Interview: Michael Brunner
Der Schaffhauser SVP-Ständerat Hannes Germann hofft, dass das Parlament die Agrarpolitik 2011 zu Gunsten der Bauern verändert.
Herr Germann, die WTO-Verhandlungen sind im Sommer gescheitert. Was ändert das nun an der Ausgangslage für die Behandlung der Agrarpolitik 2011 im Parlament?
Hannes Germann: Die Bundesratsbotschaft zur Agrarpolitik 2011 nimmt in typisch schweizerischer Manier die weit reichenden Vorgaben der Welthandelsorganisation WTO in vorauseilendem Gehorsam vorweg. Die wichtigsten Forderungen der WTO sind allgemein weniger staatliche Beihilfe für die Landwirtschaft, und wenn schon, dann Direktzahlungen statt Marktstützung. Nun ist klar geworden, dass im Agrarbereich ein Welthandel nach dem Geschmack der WTO kaum Tatsache wird, weil ihn weltweit zu viele gar nicht wollen.
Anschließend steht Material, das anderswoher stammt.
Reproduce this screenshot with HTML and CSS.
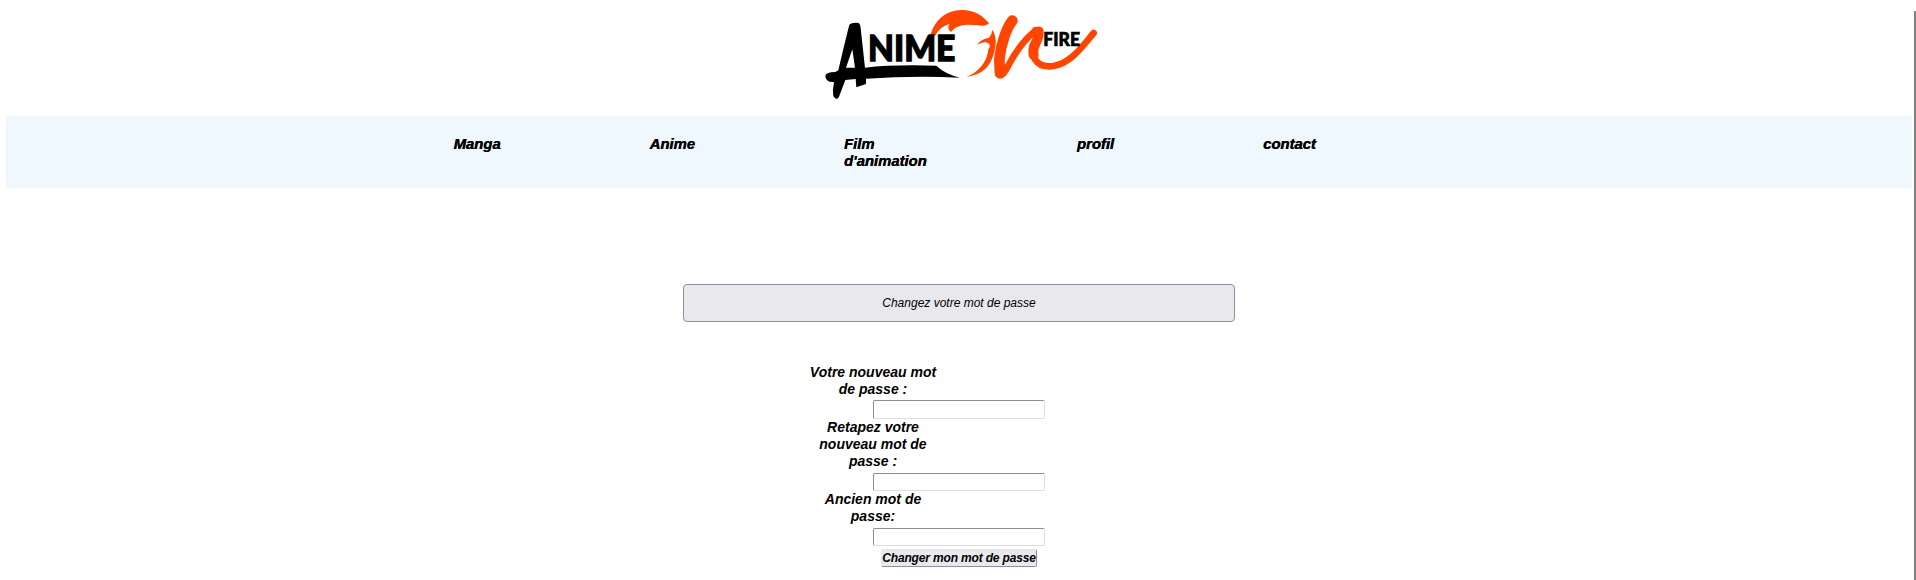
FILE: index.html
```html
<!DOCTYPE html>
<html lang="fr">
<head>
<meta charset="utf-8">
<title>Anime On Fire</title>
<link rel="stylesheet" href="styles.css">
</head>
<body>
<header class="header">
<svg class="logo" viewBox="0 0 900 330" role="img" aria-label="Anime On Fire">
  <path fill="#000" d="M119 73Q126 67 145 69Q151 71 152 85L165 203Q250 193 379 197Q405 222 450 233Q310 227 168 236V252L139 262L137 237L106 240L87 290Q79 304 70 288Q67 270 72 246Q50 248 46 230Q45 216 76 216L85 211Q98 155 116 82ZM127 148L108 203H135Z"/>
  <path fill="#ff4500" d="M361 108C371 63 408 29 457 30C492 30 515 45 537 69Q529 80 503 76C475 72 440 72 423 96Q409 85 419 71Q388 80 376 107Z"/>
  <path fill="#ff4500" d="M502 134Q512 118 537 113Q546 104 547 89Q559 108 557 131L554 150C546 189 526 224 470 230C502 219 532 188 535 148Q547 132 527 126Q513 128 502 134Z"/>
  <path class="brush" d="M607 63C578 100 563 157 566 205C568 236 580 225 593 200C619 151 647 116 672 96C704 73 688 115 679 127C659 165 674 205 730 198C784 190 821 134 851 99"/>
  <path class="brush-wide" d="M607 62C590 83 573 130 568 178L570 220"/>
  <path class="brush-mid" d="M679 95Q692 100 678 127Q667 145 671 165"/>
  <text class="logo-anime" x="174" y="184" textLength="262" lengthAdjust="spacingAndGlyphs">NIME</text>
  <text class="logo-fire" x="700" y="137" textLength="110" lengthAdjust="spacingAndGlyphs">FIRE</text>
</svg>
</header>
<nav class="nav">
  <a>Manga</a><a>Anime</a><a class="film">Film d'animation</a><a>profil</a><a>contact</a>
</nav>
<main class="main">
  <h1 class="title">Changez votre mot de passe</h1>
  <form class="form">
    <label class="label" for="p1">Votre nouveau mot<br>de passe :</label>
    <input class="field" id="p1" type="password">
    <label class="label" for="p2">Retapez votre<br>nouveau mot de<br>passe :</label>
    <input class="field" id="p2" type="password">
    <label class="label" for="p3">Ancien mot de<br>passe:</label>
    <input class="field" id="p3" type="password">
    <button class="submit" type="button">Changer mon mot de passe</button>
  </form>
</main>
<div class="edge"></div>
</body>
</html>
```
FILE: styles.css
```css
* { box-sizing: border-box; }
body {
  margin: 0;
  height: 580px;
  overflow: hidden;
  background: #fff;
  color: #000;
  font-family: "Liberation Sans", Arial, sans-serif;
  font-style: italic;
}
.header { height: 116px; padding-left: 810px; }
.logo { display: block; width: 300px; height: 110px; font-style: normal; }
.brush { fill: none; stroke: #ff4500; stroke-width: 20; stroke-linecap: round; stroke-linejoin: round; }
.brush-wide { fill: none; stroke: #ff4500; stroke-width: 32; stroke-linecap: round; }
.brush-mid { fill: none; stroke: #ff4500; stroke-width: 30; stroke-linecap: round; }
.logo-anime { font: 900 108px Lato, sans-serif; stroke: #000; stroke-width: 4; }
.logo-fire { font: 900 54px Lato, sans-serif; stroke: #000; stroke-width: 2; }
.nav {
  display: flex;
  gap: 149px;
  height: 72px;
  margin: 0 4px 0 6px;
  padding: 20px 0 0 447.5px;
  background: #eff7ff;
  font-weight: 700;
  font-size: 14.85px;
  line-height: 17px;
  text-shadow: 0.4px 0 0 #000;
}
.film { width: 84px; }
.main { display: flex; flex-direction: column; align-items: center; padding: 96px 0 0 2px; }
.title {
  width: 552px;
  height: 38px;
  margin: 0 0 41.6px;
  border: 1px solid #8f8f9d;
  border-radius: 4px;
  background: #e9e9ed;
  font-weight: 400;
  font-size: 12px;
  line-height: 36px;
  text-align: center;
}
.form { display: flex; flex-direction: column; width: 172px; }
.label {
  width: 128px;
  margin-left: -64px;
  font-weight: 700;
  font-size: 14px;
  line-height: 17px;
  text-align: center;
  white-space: nowrap;
}
.field {
  width: 172px;
  height: 18.4px;
  margin: 2.8px 0 0;
  border: 1px solid;
  border-color: #8e8e8e #dedede #dedede #8e8e8e;
  border-radius: 2px;
  background: #fff;
}
.submit {
  align-self: center;
  width: 156px;
  height: 18px;
  margin-top: 2.8px;
  padding: 0;
  border: 1px solid;
  border-color: #e3e3e7 #8f8f9d #8f8f9d #e3e3e7;
  border-radius: 2px;
  background: #e9e9ed;
  color: #000;
  font: italic 700 12px/16px "Liberation Sans", Arial, sans-serif;
  letter-spacing: -0.16px;
  white-space: nowrap;
}
.edge { position: absolute; top: 11px; right: 0; bottom: 0; width: 2px; background: #828282; }
```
Diese neue Ausgangslage erhöht unseren Spielraum bei der Ausgestaltung der Agrarpolitik 2011.
In welchen Bereichen der Agrarpolitik 2011 sehen Sie nun Spielraum?
Germann: Neu beurteilen können wir, ob die Landwirtschaft wirklich so einseitig auf Direktzahlungen ausgerichtet werden soll. Der Abbau von Marktstützungen ist als eine zentrale WTO-Forderung in die Agrarpolitik 2011 eingeflossen. Ich glaube aber nicht, dass es in einem hoch entwickelten, dicht besiedelten Land ohne weitere flankierende Massnahmen möglich ist, Landwirtschaft zu Weltmarktbedingungen zu betreiben. Denken Sie an die vielseitigen Ansprüche an die Bauern. Sie sollen auf dem teuersten Boden mit dem strengsten Tierschutzgesetz auf extensive Weise im stark zersiedelten Mittelland, in den Voralpen und Alpen zu Weltmarktpreisen produzieren und erst noch die Landschaft und die Wege für die Touristen unterhalten. Wenn wir diese multifunktionale Landwirtschaft weiterhin wollen, geht es nicht ohne Stützungsmassnahmen.
Sie sind seit rund acht Monaten Präsident der ständerätlichen Kommission für Wirtschaft und Abgaben. Ist die Agrarpolitik 2011 das komplizierteste und umstrittenste Geschäft in Ihrer Zeit als Kommissionspräsident?
Germann: Das ist im Voraus schwierig zu beurteilen. Sicher ist die Materie komplex. Aber ich denke, die Unternehmenssteuerreform II war ebenso anspruchsvoll. Um es positiv auszudrücken: Die Agrarpolitik 2011 ist ein wichtiges Geschäft – und damit eine grosse Herausforderung für die Kommission im Allgemeinen und für mich als Präsident im Speziellen.